Есть у меня досадное свойство: плохо воспринимаю поэзию с листа. Со слуха или в песне – хорошо, а в печатном виде – плохо. Однако Галич – один из немногих поэтов, при чтении книги стихов которого я такой проблемы никогда не испытывал. Более того: мне хочется его не петь, а читать и заучивать наизусть. А после – цитировать, цитировать, цитировать…

Не так уж редки случаи, когда Поэт или Писатель предвосхищает будущее. Есть у них такой дар: предугадывать и видеть то, что от обыкновенных людей сокрыто временем. Вот и при чтении стихов Александра Галича эта ощущение прежде меня не оставляло. Но совсем недавно, перечитывая стихотворение «Русские плачи», под каждым словом которого готов подписаться двумя руками, как озарение вдруг накатила ясная и до боли очевидная мысль: вовсе это никакое не предвидение гениального ума! Просто с момента написания – а ведь более 50-и лет прошло! – ровным счетом НИЧЕГОШЕНЬКИ не изменилось... Да и вообще НИ ОДНА из написанных Галичем строк, как это ни печально, и по сегодняшний день не утратила актуальности.

Почему он писал не просто стихи, а песни? Думаю, в противовес элитарности поэзии, Галичу требовалась именно песня со своей уникальной демократичностью восприятия, способностью «просачиваться» сквозь любую цензуру и находить своего слушателя. Напомню, что в те времена магнитофонные записи были самым доступным и эффективным способом передачи авторской мысли на расстояние. Стихов-то его нигде не печатали! Напротив, было бы крайне странно, если кто рискнул бы их напечатать: там ведь сплошная «политика»!

Александр Галич не был обделен музыкальным дарованием. И всё же, при том, что порой создавал интересные и самобытные мелодии, в музыке его песен я ощущаю вторичность по отношению к стихам. Возможно, благодаря некой «контурности» своих мелодий они так привлекательны для исполнителей: оставляют простор для фантазии и допускают возможность как бы личной сопричастности. Опять же, более чем скромная техника игры на гитаре. Да и сама гитара в его руках не столько инструмент, сколько непременный атрибут и символ именно песни. Порой кажется, что автор о гитаре и вовсе забывает, слегка рассеяно извлекая нечастые и негромкие аккорды. Наверное, так некогда пели свои баллады лирники на площадях городов.

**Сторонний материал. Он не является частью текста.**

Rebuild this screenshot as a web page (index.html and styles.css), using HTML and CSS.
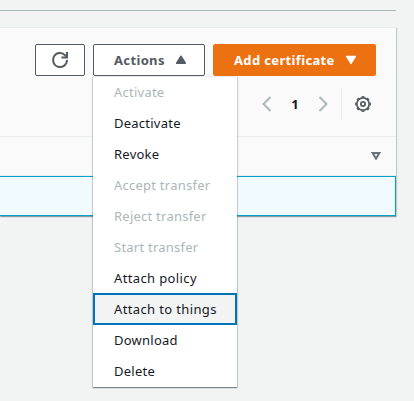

Полагаю, Александр Аркадьевич был человеком искренне верующим. Вот насчет религиозности его или, как нынче говорят, «воцерквлённости» (убогий термин!) – сомневаюсь. Несмотря на то, что в своем творчестве он нередко обращался к Богу, назвать их отношения простыми и ясными я бы не рискнул. Потому что его Бог, судя по всему, отнюдь не был безгрешен. А православие Галич принял уже на шестом десятке лет, незадолго до отъезда из страны. Стало быть, время пришло. Но, будучи противником официоза, и здесь пошел своим путем. Наверное потому крестил его не кто-нибудь, а протоиерей Александр Владимирович Мень, у которого у самого отношения с властями – как светскими, так и религиозными – складывались, мягко говоря, не просто.

«Но вновь я печально и строго
С утра выхожу за порог –
На поиски доброго Бога
И – ах, да поможет мне Бог!» («Псалом»).

Вот только не знаю, помог ли? Или опять недоглядел?

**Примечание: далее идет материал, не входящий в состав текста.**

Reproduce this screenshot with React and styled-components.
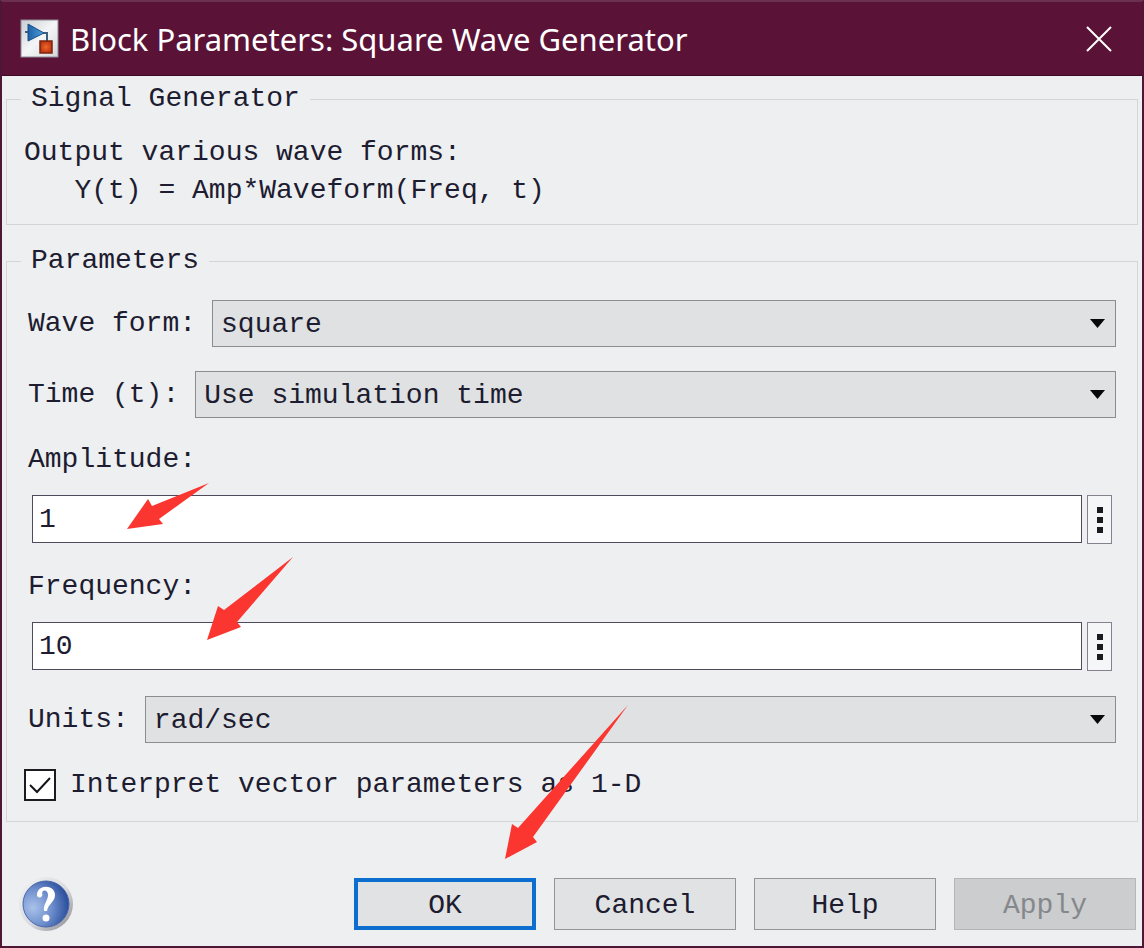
import React from "react";
import styled, { createGlobalStyle } from "styled-components";

const MONO = '"Liberation Mono", "Courier New", monospace';
const INK = "#1d1c30";

const GlobalStyle = createGlobalStyle`
  * { box-sizing: border-box; }
  body { margin: 0; background: #edeff1; }
`;

const Dialog = styled.form`
  position: relative;
  display: flex;
  flex-direction: column;
  min-height: 100vh;
  border: 2px solid #4d1536;
  border-top-color: #6b2f50;
  background: #edeff1;
  color: ${INK};
  font-family: ${MONO};
  font-size: 28px;
`;

const TitleBar = styled.header`
  display: flex;
  align-items: center;
  gap: 10px;
  height: 74px;
  padding: 0 30px 0 18px;
  background: #5a1337;
  border-bottom: 1px solid #3d0a24;
  color: #fff;
`;

const Title = styled.h1`
  flex: 1;
  margin: 0;
  font: 400 31px/40px "Noto Sans", "Open Sans", sans-serif;
`;

const CloseButton = styled.button`
  display: flex;
  padding: 0;
  border: 0;
  background: none;
  color: #fff;
`;

const Content = styled.main`
  display: flex;
  flex-direction: column;
  gap: 20px;
  padding: 7px 4px 0;
`;

const Group = styled.fieldset`
  min-width: 0;
  margin: 0;
  padding: 0 14px;
  border: 1px solid #d3d5d9;
`;

const Legend = styled.legend`
  padding: 0 10px;
  line-height: 32px;
`;

const Description = styled.p`
  margin: 0;
  padding: 19px 3px 14px;
  line-height: 38px;
  white-space: pre-wrap;
`;

const Fields = styled.div`
  display: flex;
  flex-direction: column;
  gap: 24px;
  padding: 23px 7px 18px;
`;

const SelectRow = styled.div`
  display: flex;
  align-items: center;
  gap: 16px;
`;

const Label = styled.label`
  line-height: 36px;
  white-space: nowrap;
`;

const SelectBox = styled.div`
  position: relative;
  flex: 1;
  min-width: 0;
`;

const Select = styled.select`
  display: block;
  appearance: none;
  width: 100%;
  height: 47px;
  padding: 2px 40px 0 8px;
  border: 1px solid #8b8d8f;
  border-radius: 0;
  background: #dfe1e2;
  color: inherit;
  font: inherit;
`;

const SelectArrow = styled.svg`
  position: absolute;
  right: 11px;
  top: 19px;
  pointer-events: none;
`;

const Field = styled.div`
  display: flex;
  flex-direction: column;
  gap: 17px;
  padding-bottom: 1px;
`;

const EditRow = styled.div`
  display: flex;
  gap: 5px;
  padding: 0 4px;
`;

const TextInput = styled.input`
  flex: 1;
  min-width: 0;
  height: 48px;
  padding: 0 6px;
  border: 1px solid #4f4a5c;
  border-radius: 0;
  background: #fff;
  color: inherit;
  font: inherit;
`;

const MoreButton = styled.button`
  display: flex;
  align-items: center;
  justify-content: center;
  width: 25px;
  height: 49px;
  padding: 0;
  border: 1px solid #86808f;
  background: #f5f6f8;
`;

const CheckRow = styled.div`
  display: flex;
  align-items: center;
  gap: 14px;
  margin-left: -4px;
`;

const CheckBox = styled.div`
  position: relative;
  width: 32px;
  height: 32px;
`;

const CheckInput = styled.input`
  display: block;
  appearance: none;
  width: 32px;
  height: 32px;
  margin: 0;
  border: 2px solid #1c1b22;
  background: #fff;

  &:not(:checked) + svg { display: none; }
`;

const CheckMark = styled.svg`
  position: absolute;
  inset: 0;
  pointer-events: none;
`;

const Footer = styled.footer`
  display: flex;
  align-items: center;
  gap: 18px;
  padding: 54px 6px 14px 16px;
`;

const HelpIconButton = styled.button`
  display: flex;
  margin-right: auto;
  padding: 0;
  border: 0;
  background: none;
`;

const PushButton = styled.button`
  width: 182px;
  height: 52px;
  padding: 2px 0 0;
  border: ${(p) => (p.$primary ? "4px solid #0c6fd0" : "1px solid #939597")};
  background: #e0e2e3;
  color: inherit;
  font: inherit;

  &:disabled {
    border-color: #b4b6b8;
    background: #cbcdcf;
    color: #85878b;
  }
`;

const Pointer = styled.svg`
  position: absolute;
  left: ${(p) => p.$x}px;
  top: ${(p) => p.$y}px;
  pointer-events: none;
`;

function SimulinkIcon() {
  return (
    <svg width="40" height="40" viewBox="0 0 40 40" aria-hidden="true">
      <defs>
        <linearGradient id="plate" x1="0" y1="0" x2="1" y2="1">
          <stop offset="0" stopColor="#c9cdd1" />
          <stop offset="0.5" stopColor="#f4f5f6" />
          <stop offset="1" stopColor="#d3d6da" />
        </linearGradient>
        <linearGradient id="gain" x1="0" y1="0" x2="1" y2="0">
          <stop offset="0" stopColor="#1c5fa5" />
          <stop offset="1" stopColor="#4fa3dc" />
        </linearGradient>
        <radialGradient id="sink">
          <stop offset="0" stopColor="#f0672c" />
          <stop offset="1" stopColor="#bf3612" />
        </radialGradient>
      </defs>
      <rect x="1" y="1" width="37" height="37" fill="url(#plate)" stroke="#8f8b96" />
      <path d="M5 13h3M23 14h4v8" fill="none" stroke="#3d5e7c" strokeWidth="2" />
      <path d="M8 5v17l16-8z" fill="url(#gain)" stroke="#174f86" />
      <rect x="20" y="22" width="12" height="12" fill="url(#sink)" stroke="#7a2410" strokeWidth="1.5" />
    </svg>
  );
}

function HelpIcon() {
  return (
    <svg width="56" height="56" viewBox="0 0 56 56" aria-hidden="true">
      <defs>
        <linearGradient id="rim" x1="0" y1="0" x2="1" y2="1">
          <stop offset="0" stopColor="#f4f4f6" />
          <stop offset="0.55" stopColor="#d9d9df" />
          <stop offset="1" stopColor="#85838c" />
        </linearGradient>
        <radialGradient id="ball" cx="0.22" cy="0.58" r="0.8">
          <stop offset="0" stopColor="#a9c2ea" />
          <stop offset="0.5" stopColor="#6f8fcd" />
          <stop offset="1" stopColor="#254a98" />
        </radialGradient>
      </defs>
      <circle cx="28" cy="28" r="27" fill="url(#rim)" />
      <circle cx="28" cy="28" r="23" fill="url(#ball)" stroke="#4566a8" />
      <path
        d="M19 19C19 8 37 8 37 19c0 7-7 9-8 16h-3c-1-7 4-10 4-16 0-5-5-6-6-2 2 5-5 6-5 2z"
        fill="#fff"
      />
      <circle cx="28" cy="42" r="3.5" fill="#fff" />
    </svg>
  );
}

function Dropdown({ id, label, options }) {
  return (
    <SelectRow>
      <Label htmlFor={id}>{label}</Label>
      <SelectBox>
        <Select id={id} defaultValue={options[0]}>
          {options.map((o) => (
            <option key={o}>{o}</option>
          ))}
        </Select>
        <SelectArrow width="15" height="9" viewBox="0 0 15 9" aria-hidden="true">
          <path d="M0 0h15L7.500 9z" fill="#08080c" />
        </SelectArrow>
      </SelectBox>
    </SelectRow>
  );
}

function EditField({ id, label, value }) {
  return (
    <Field>
      <Label htmlFor={id}>{label}</Label>
      <EditRow>
        <TextInput id={id} type="text" defaultValue={value} />
        <MoreButton type="button" aria-label={`${label} options`}>
          <svg width="6" height="26" viewBox="0 0 6 26" fill="#1b1b22" aria-hidden="true">
            <path d="M0 0h6v6H0zM0 10h6v6H0zM0 20h6v6H0z" />
          </svg>
        </MoreButton>
      </EditRow>
    </Field>
  );
}

const ARROWS = [
  { x: 124, y: 480, w: 84, h: 50, points: "1,47 22,17 26,24 83,1 33,37 37,42" },
  { x: 204, y: 554, w: 88, h: 86, points: "1,84 12,50 18,54 87,1 31,66 35,71" },
  { x: 502, y: 702, w: 126, h: 158, points: "1,155 8,120 14,124 124,1 29,133 33,138" },
];

export default function App() {
  return (
    <>
      <GlobalStyle />
      <Dialog onSubmit={(e) => e.preventDefault()}>
        <TitleBar>
          <SimulinkIcon />
          <Title>Block Parameters: Square Wave Generator</Title>
          <CloseButton type="button" aria-label="Close">
            <svg width="26" height="26" viewBox="0 0 26 26" fill="none" stroke="currentColor" strokeWidth="2" aria-hidden="true">
              <path d="M1 1l24 24M25 1L1 25" />
            </svg>
          </CloseButton>
        </TitleBar>

        <Content>
          <Group>
            <Legend>Signal Generator</Legend>
            <Description>{"Output various wave forms:\n   Y(t) = Amp*Waveform(Freq, t)"}</Description>
          </Group>

          <Group>
            <Legend>Parameters</Legend>
            <Fields>
              <Dropdown id="waveform" label="Wave form:" options={["square", "sine", "sawtooth", "random"]} />
              <Dropdown id="time" label="Time (t):" options={["Use simulation time", "Use external signal"]} />
              <EditField id="amplitude" label="Amplitude:" value="1" />
              <EditField id="frequency" label="Frequency:" value="10" />
              <Dropdown id="units" label="Units:" options={["rad/sec", "Hertz"]} />
              <CheckRow>
                <CheckBox>
                  <CheckInput id="vector" type="checkbox" defaultChecked />
                  <CheckMark width="32" height="32" viewBox="0 0 32 32" fill="none" stroke="#16151c" strokeWidth="2" aria-hidden="true">
                    <path d="M6 16l7 7L26 9" />
                  </CheckMark>
                </CheckBox>
                <Label htmlFor="vector">Interpret vector parameters as 1-D</Label>
              </CheckRow>
            </Fields>
          </Group>
        </Content>

        <Footer>
          <HelpIconButton type="button" aria-label="About this block">
            <HelpIcon />
          </HelpIconButton>
          <PushButton type="submit" $primary>OK</PushButton>
          <PushButton type="button">Cancel</PushButton>
          <PushButton type="button">Help</PushButton>
          <PushButton type="button" disabled>Apply</PushButton>
        </Footer>

        {ARROWS.map((a) => (
          <Pointer key={a.y} $x={a.x} $y={a.y} width={a.w} height={a.h} viewBox={`0 0 ${a.w} ${a.h}`} aria-hidden="true">
            <polygon points={a.points} fill="#fb3530" />
          </Pointer>
        ))}
      </Dialog>
    </>
  );
}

Хорошо помню видеозапись, кажется, времен его работы на радиостанции «Свобода». Крупный план: Галич поет у микрофона. Тяжелая голова мыслителя, высокий переходящий в залысину лоб, печальный взгляд чуть навыкате глаз. Смертельно усталый взгляд...

«Словно бы он спрашивал – запомнишь?».

Не поручусь, что он пел именно это. Но врезались в память его глаза! В них читалась исполненная отчаяния и одновременно по-детски трогательная надежда на то, что вот именно сейчас Родина наконец-то его услышит и поймет. А он так хотел достучаться до понимания.

«И пускай это время в нас ввинчено штопором,
Пусть мы сами почти до предела заверчены,
Но оставьте, пожалуйста, бдительность «операм»!
Я люблю вас, люди!
Будьте доверчивы!» («Признание в любви»).

Нет, Родина его не поняла. Скорее, даже и не услышала…

***
О зависти (нелирическое послесловие).

Я не делю зависть на белую и черную. Зависть – она зависть и есть. Ну, вот такое свойство человеческой природы. И меня, грешного, чаша сия тоже не минула. Признаюсь: я завидую Александру Аркадьевичу Галичу! Не его судьбе (чему уж тут завидовать?), не посмертной славе и даже не таланту. Поскольку я от природы не сильно честолюбив. Но вот смог бы, подобно ему, до последнего отстаивать честь и достоинство даже в менее драматических обстоятельствах? Право, не знаю… А если честно – совсем не уверен. Себе-то уж чего врать. А вы смогли бы?